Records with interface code
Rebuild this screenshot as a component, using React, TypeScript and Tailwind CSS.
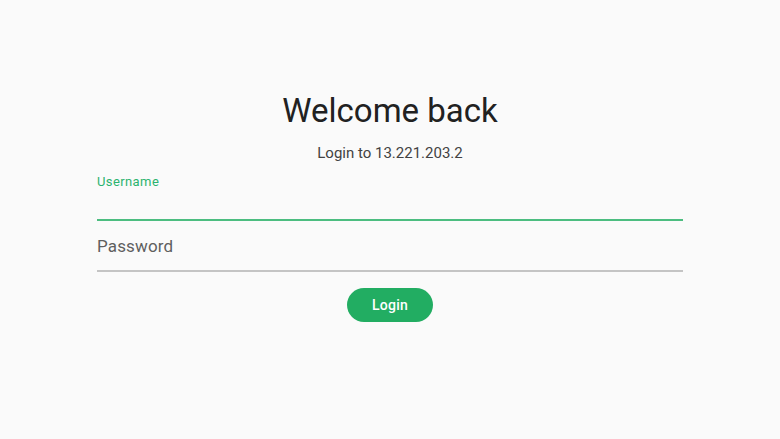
import React from "react";

export default function App() {
  return (
    <div
      className="w-full h-[439px] bg-[#fafafa] flex justify-center"
      style={{ fontFamily: "Roboto, 'Noto Sans', sans-serif" }}
    >
      <div className="w-[586px] flex flex-col items-center pt-[91px]">
        <h1 className="text-[33px] leading-[40px] text-[#212121] font-normal">Welcome back</h1>
        <p className="mt-[12px] text-[15px] leading-[20px] text-[#424242]">Login to 13.221.203.2</p>
        <div className="w-full mt-[11px]">
          <label className="block text-[13px] leading-[16px] tracking-[0.4px] text-[#2bb36e]">
            Username
          </label>
          <input
            className="block w-full h-[31px] bg-transparent outline-none text-[17px] text-[#212121] border-b-2 border-[#4cbd80]"
            type="text"
          />
        </div>
        <input
          className="block w-full mt-[1px] h-[50px] bg-transparent outline-none text-[17px] tracking-[0.15px] text-[#212121] placeholder:text-[#5f5f5f] border-b-2 border-[#c4c4c4]"
          type="password"
          placeholder="Password"
        />
        <button className="mt-[16px] w-[86px] h-[34px] rounded-full bg-[#22ad62] text-white text-[14px] tracking-[0.2px] font-medium">
          Login
        </button>
      </div>
    </div>
  );
}
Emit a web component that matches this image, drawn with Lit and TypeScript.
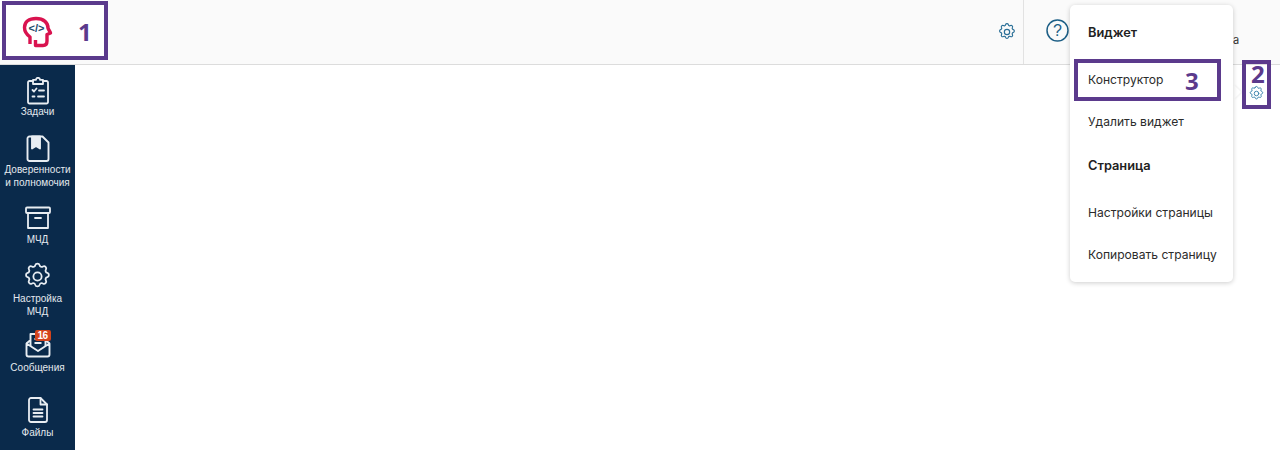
import { LitElement, html, css } from "lit";
import { customElement } from "lit/decorators.js";

const gear = (size: number, color: string, sw: number) => html`<svg width=${size} height=${size} viewBox="0 0 24 24" fill="none" stroke=${color} stroke-width=${sw} stroke-linecap="round" stroke-linejoin="round"><path d="M10.3 3.2c.4-1.6 2.9-1.6 3.3 0a1.7 1.7 0 0 0 2.6 1.1c1.5-.9 3.2.8 2.3 2.3a1.7 1.7 0 0 0 1.1 2.6c1.6.4 1.6 2.9 0 3.3a1.7 1.7 0 0 0-1.1 2.6c.9 1.5-.8 3.2-2.3 2.3a1.7 1.7 0 0 0-2.6 1.1c-.4 1.6-2.9 1.6-3.3 0a1.7 1.7 0 0 0-2.6-1.1c-1.5.9-3.2-.8-2.3-2.3a1.7 1.7 0 0 0-1.1-2.6c-1.6-.4-1.6-2.9 0-3.3a1.7 1.7 0 0 0 1.1-2.6c-.9-1.5.8-3.2 2.3-2.3a1.7 1.7 0 0 0 2.6-1.1z"/><circle cx="12" cy="12" r="3.2"/></svg>`;

const W = "#e8edf2";
const icoTasks = html`<svg width="24" height="28" viewBox="0 0 24 28" fill="none" stroke=${W} stroke-width="1.8" stroke-linecap="round" stroke-linejoin="round"><path d="M7 4H3.500A1.500 1.500 0 0 0 2 5.500V25a1.500 1.500 0 0 0 1.500 1.500h17A1.500 1.500 0 0 0 22 25V5.500A1.500 1.500 0 0 0 20.500 4H17"/><path d="M7 2.800h3a2 2 0 0 1 4 0h3V7H7z"/><path d="M6.500 13l1.500 1.500 2.500-3M13 13.500h5M6.500 19.500h2M12 19.500h6"/></svg>`;
const icoDoc = html`<svg width="24" height="28" viewBox="0 0 24 28" fill="none" stroke=${W} stroke-width="1.9" stroke-linejoin="round"><path d="M3.500 1.500h13l6 6V24a2 2 0 0 1-2 2h-17a2 2 0 0 1-2-2V3.500a2 2 0 0 1 2-2z"/><path fill=${W} d="M6 1.500h8v12l-4-2.500-4 2.500z"/></svg>`;
const icoBox = html`<svg width="26" height="24" viewBox="0 0 26 24" fill="none" stroke=${W} stroke-width="1.8" stroke-linejoin="round"><rect x="1" y="1.500" width="24" height="5.500" rx="1"/><path d="M3 7v15h20V7"/><path d="M10 12h6" stroke-linecap="round"/></svg>`;
const icoMail = html`<svg width="26" height="26" viewBox="0 0 26 26" fill="none" stroke=${W} stroke-width="1.900" stroke-linejoin="round"><path d="M1.500 11.500 5.500 8M24.500 11.500 20.500 8M5.500 14V2h15v12"/><path d="M1.500 11.500v11a2 2 0 0 0 2 2h19a2 2 0 0 0 2-2v-11L13 19z"/><path d="M9.500 7h7M9.500 11h7"/></svg>`;
const icoFile = html`<svg width="20" height="26" viewBox="0 0 20 26" fill="none" stroke=${W} stroke-width="1.8" stroke-linejoin="round" stroke-linecap="round"><path d="M3 1h9.500L19 7.500V23a2 2 0 0 1-2 2H3a2 2 0 0 1-2-2V3a2 2 0 0 1 2-2z"/><path d="M12.500 1v6.500H19M5.500 12.500h9M5.500 16h9M5.500 19.500h9"/></svg>`;

@customElement("app-root")
export class AppRoot extends LitElement {
  static styles = css`
    :host { display: block; width: 1280px; height: 450px; overflow: hidden; position: relative; background: #fff; font-family: "Liberation Sans", Arial, sans-serif; }
    .header { height: 64px; border-bottom: 1px solid #dcdcdc; background: #fafafa; display: flex; align-items: center; }
    .logoWrap { width: 107px; height: 60px; background: #fff; flex: none; margin-top: -4px; }
    .spacer { flex: 1; }
    .hgear { display: flex; margin-right: 6px; }
    .hsep { width: 1px; height: 64px; background: #e2e2e2; margin-right: 22px; }
    .help { display: flex; margin-right: 211px; margin-top: -4px; }
    .body { display: flex; height: 385px; }
    .side { width: 75px; background: #0a2a4b; color: #e4e9ee; display: flex; flex-direction: column; align-items: center; flex: none; overflow: hidden; }
    .item { display: flex; flex-direction: column; align-items: center; text-align: center; font-size: 10px; line-height: 13px; width: 75px; }
    .ico { height: 28px; display: flex; align-items: center; justify-content: center; position: relative; }
    .badge { position: absolute; left: 10px; top: -1px; background: #d4441c; color: #fff; font-size: 10px; font-weight: 700; line-height: 11px; border-radius: 2px; width: 16px; text-align: center; letter-spacing: -.5px; }
    .t1 { margin-top: 12px; } .l1 { margin-top: 0; }
    .t2 { margin-top: 17px; } .l2 { margin-top: 0; }
    .t3 { margin-top: 15px; } .l3 { margin-top: 1px; }
    .t4 { margin-top: 16px; } .l4 { margin-top: 2px; }
    .t5 { margin-top: 13px; } .l5 { margin-top: 2px; }
    .t6 { margin-top: 22px; } .l6 { margin-top: 2px; }
    .menu { position: absolute; left: 1070px; top: 5px; width: 163px; height: 277px; background: #fff; border-radius: 5px; box-shadow: 0 1px 5px rgba(0,0,0,.2); font-family: Inter, "Noto Sans", sans-serif; font-size: 12.100px; color: #2b2b2b; display: flex; flex-direction: column; padding: 20px 0 0 18px; box-sizing: border-box; }
    .mi { line-height: 16px; white-space: nowrap; height: 16px; margin-bottom: 26px; }
    .b { font-weight: 600; font-size: 12.800px; color: #222; }
    .m31 { margin-bottom: 31px; }
    .m28 { margin-bottom: 28px; }
    .arrow { position: absolute; left: 1229px; top: 87px; width: 10px; height: 10px; background: #fff; transform: rotate(45deg); box-shadow: 1px -1px 2px rgba(0,0,0,.06); }
    .gear2 { position: absolute; left: 1248px; top: 85px; display: flex; }
    .frag { position: absolute; left: 1233px; top: 33px; font-family: Inter, sans-serif; font-size: 11px; line-height: 14px; color: #333; }
    .logo { position: absolute; left: 0; top: 0; }
    .box { position: absolute; border: 4px solid #5b3a8c; box-sizing: border-box; }
    .bx1 { left: 2px; top: 1px; width: 106px; height: 59px; }
    .bx3 { left: 1074px; top: 59px; width: 147px; height: 42px; }
    .bx2 { left: 1242px; top: 60px; width: 29px; height: 49px; }
    .num { position: absolute; color: #5b3a8c; font-family: "Open Sans", sans-serif; font-weight: 700; font-size: 24px; line-height: 26px; }
    .n1 { left: 78px; top: 19px; } .n3 { left: 1185px; top: 68px; } .n2 { left: 1251px; top: 61px; }
  `;

  render() {
    return html`
      <div class="header">
        <div class="logoWrap"></div>
        <div class="spacer"></div>
        <div class="hgear">${gear(20, "#2a6f97", 1.4)}</div>
        <div class="hsep"></div>
        <div class="help">
          <svg width="23" height="23" viewBox="0 0 23 23" fill="none"><circle cx="11.500" cy="11.500" r="10.500" stroke="#1d5f86" stroke-width="1.500"/><text x="11.500" y="17" text-anchor="middle" font-family="Liberation Sans" font-size="16" fill="#1d5f86">?</text></svg>
        </div>
      </div>
      <div class="body">
        <nav class="side">
          <div class="item t1"><div class="ico">${icoTasks}</div><div class="l1">Задачи</div></div>
          <div class="item t2"><div class="ico">${icoDoc}</div><div class="l2">Доверенности<br />и полномочия</div></div>
          <div class="item t3"><div class="ico">${icoBox}</div><div class="l3">МЧД</div></div>
          <div class="item t4"><div class="ico">${gear(31, W, 1.4)}</div><div class="l4">Настройка<br />МЧД</div></div>
          <div class="item t5"><div class="ico">${icoMail}<span class="badge">16</span></div><div class="l5">Сообщения</div></div>
          <div class="item t6"><div class="ico">${icoFile}</div><div class="l6">Файлы</div></div>
        </nav>
      </div>

      <div class="frag">а</div>
      <div class="arrow"></div>
      <div class="menu">
        <div class="mi b m31">Виджет</div>
        <div class="mi">Конструктор</div>
        <div class="mi m28">Удалить виджет</div>
        <div class="mi b m31">Страница</div>
        <div class="mi">Настройки страницы</div>
        <div class="mi">Копировать страницу</div>
      </div>
      <div class="gear2">${gear(17, "#3f86ad", 1.4)}</div>

      <svg class="logo" width="60" height="56" viewBox="0 0 60 56" fill="none">
        <path d="M30 44V37C26 34 24.500 31 24.500 27.500 24.500 22 29 18.500 36 18.500 44 18.500 48 23 48 28 48.500 30 50.500 32 50.500 33L47 34.500V41C47 44 45.500 45.500 43 45.500H35.500V40" stroke="#d9134f" stroke-width="3.400" stroke-linejoin="round"/>
        <text x="36.500" y="32" text-anchor="middle" font-family="Liberation Sans" font-weight="700" font-size="11" fill="#1b4a6b">&lt;/&gt;</text>
      </svg>

      <div class="box bx1"></div><div class="num n1">1</div>
      <div class="box bx3"></div><div class="num n3">3</div>
      <div class="box bx2"></div><div class="num n2">2</div>
    `;
  }
}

PROBLEM TO SOLVE –
The lines from the top of the data above through the one holding "import React from" are to be repeated exactly, and only those, with no pictures.

RESPONSE TO THIS EXERCISE –
Rebuild this screenshot as a component, using React, TypeScript and Tailwind CSS.
import React from "react";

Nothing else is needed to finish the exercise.